Qu’est-ce que ce livre ? A vrai dire, un objet littéraire non identifiable. Ni autobiographie, ni essai, ni mémoires, il touche un peu à tout. On en apprend finalement un peu sur l’auteure, sur sa famille, sur son parcours humain et intellectuel, qu’il faudrait sans doute qualifier d’anticonformiste selon les critères actuels, mais qui ne l’est pas du tout en regard de sa génération. En effet, Barbara Cassin est le type parfait de la soixante-huitarde. Certes pas par son parcours politique, car je ne crois pas qu’elle n’ait jamais eu réellement de convictions en ce domaine. Mais elle en est le parfait exemple au plan sociologique et moral.
Fille de bourgeois, elle grandit sans soucis matériels, dans un milieu favorisé. Elle choisit de faire de la philosophie un peu par défaut. Elle rate huit fois l’agrégation de philosophie, mais se retrouve professeur d’université en fin de course. Elle tient un discours moral plus que flottant, qui se pare de termes datés pour cacher son évanescence. A-t-elle des convictions philosophiques ? A la lecture de ce livre, impossible de le savoir. Elle ne porte pas dans son cœur les grands Allemands Kant et Hegel, mais ignore le marxisme et semble, là aussi flotter sur des approches variables. En réalité, elle n’a de convictions que philologiques. Son domaine, c’est le grec ancien et les études de textes comparés. Et ici s’arrête vraiment son intérêt.

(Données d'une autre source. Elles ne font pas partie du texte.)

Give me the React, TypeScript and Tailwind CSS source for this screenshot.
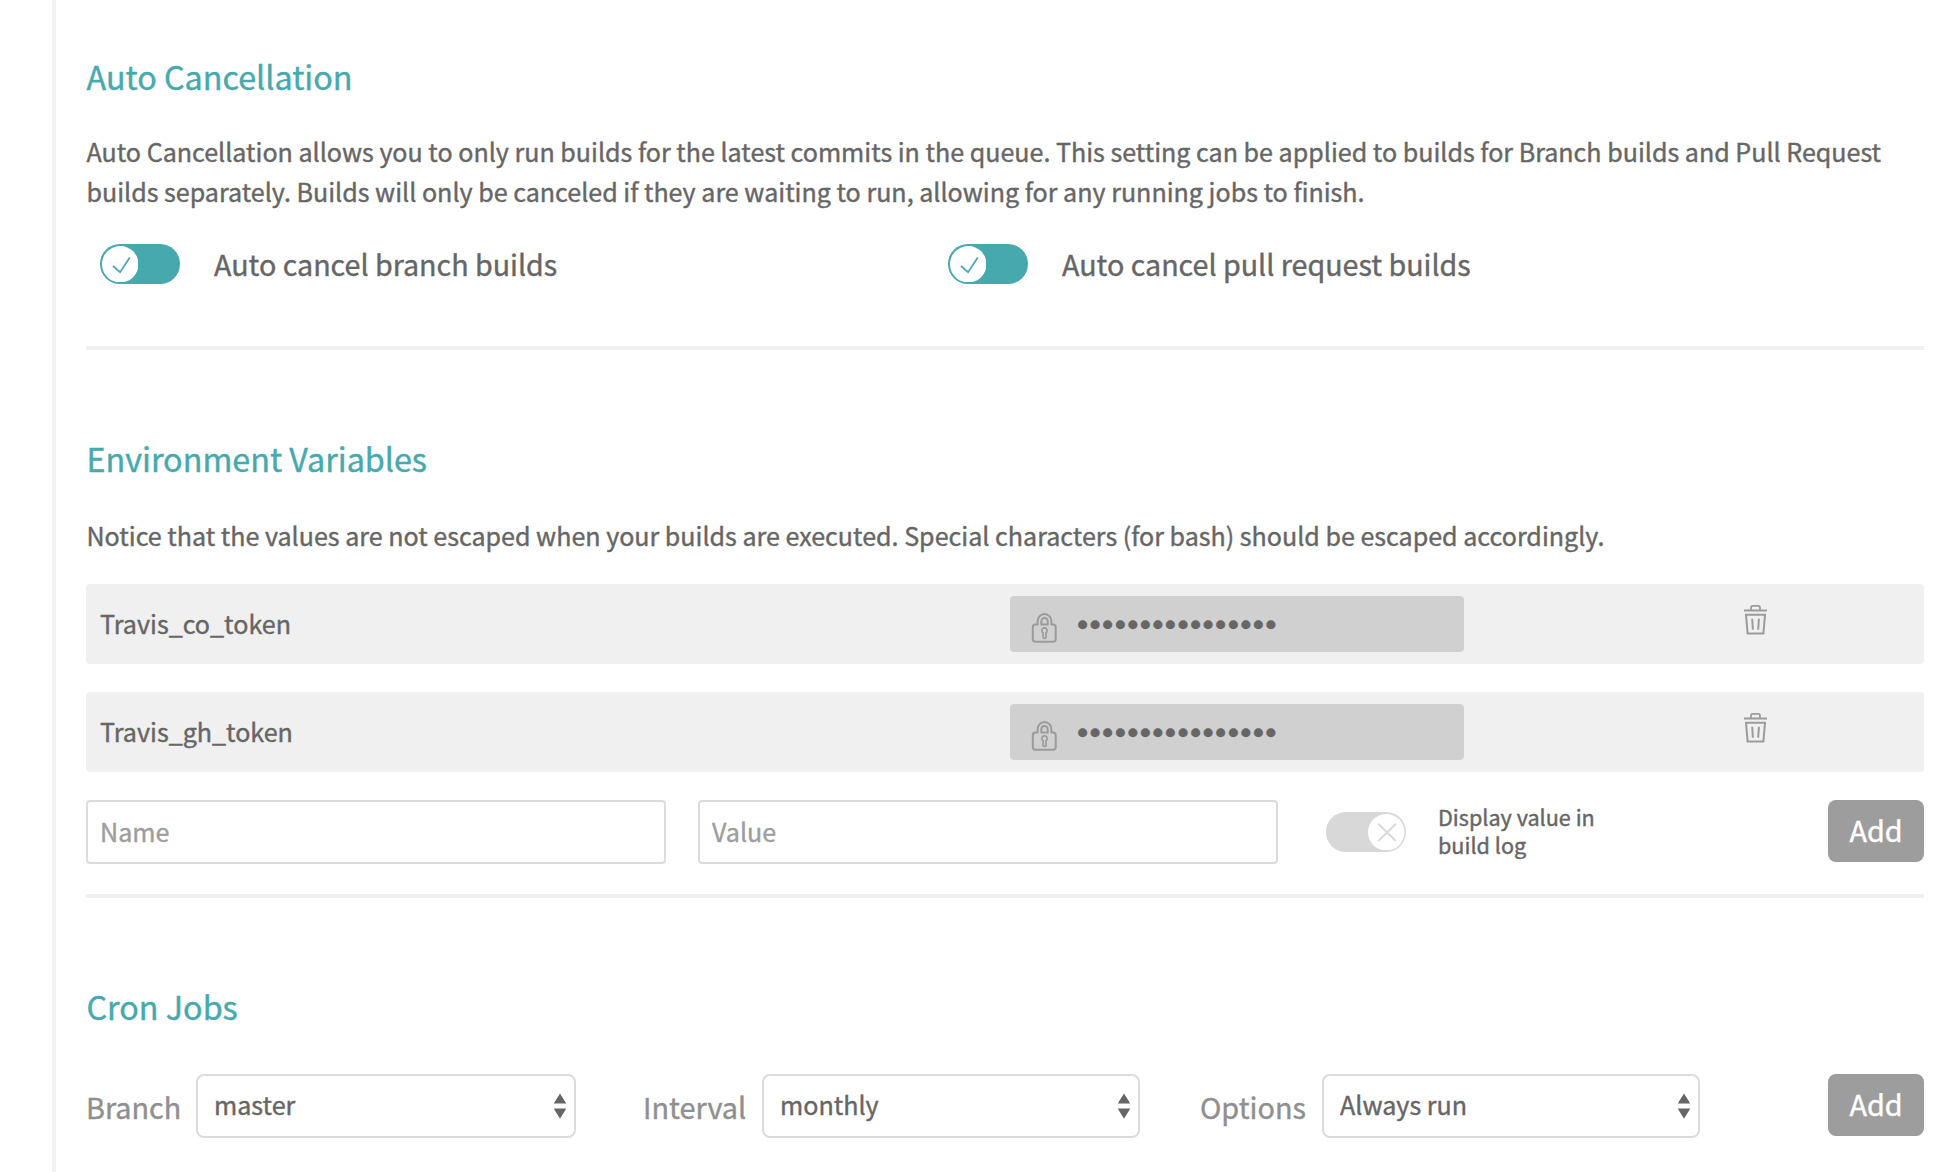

Elle a pourtant publié des dizaines de livres, mais il ne s’en dégage aucune unité réelle, sauf la langue, la parole et les mots. Bref, que le lecteur curieux de philosophie passe son chemin, il ne trouvera rien de vraiment passionnant et neuf dans cet opuscule. Il lira quelques moments de vie juxtaposés et quelques rencontres. Plutôt léger comme contenu.
Et j’en viens à deux remarques perfides. La première est que c’est vraiment le comble du conformisme, pour une soixante-huitarde, de se faire élire à l’Académie française, ce cénacle symbolique de la plus belle tradition conservatrice française. Mais on touche là à un autre aspect que ce livre révèle : un ego surdimensionné et une haute idée d’elle-même. Ce qui ne rend pas le personnage vraiment attachant. On a envie de dire : « pauvre petite fille riche qui s’ennuie ». J’en viens à ma seconde perfidie. Ce livre aurait-il pu être publié si madame Cassin n’avait pas été académicienne ? Je réponds catégoriquement « non ». Ce recueil est un petit foutoir, sans aucune construction et, qui plus est, mal écrit. Je n’ai pas compté les phrases bancales, les tournures maladroites, les libertés coupables… Mais après tout, son style c’est peut-être ça.
Ai-je perdu mon temps en lisant ce petit livre ? Un peu, mais pas tout à fait, car j’ai pu me faire une idée assez précise de la personne et de l’auteure, et y lire jusqu’à la caricature la marque de cette époque faussement révolutionnaire que fut mai 1968. Il n’est cependant pas du tout certain que ce livre reste dans ma bibliothèque, il va certainement rejoindre une boîte à livre.
Jean-Michel Dauriac – Les Bordes – août 2023.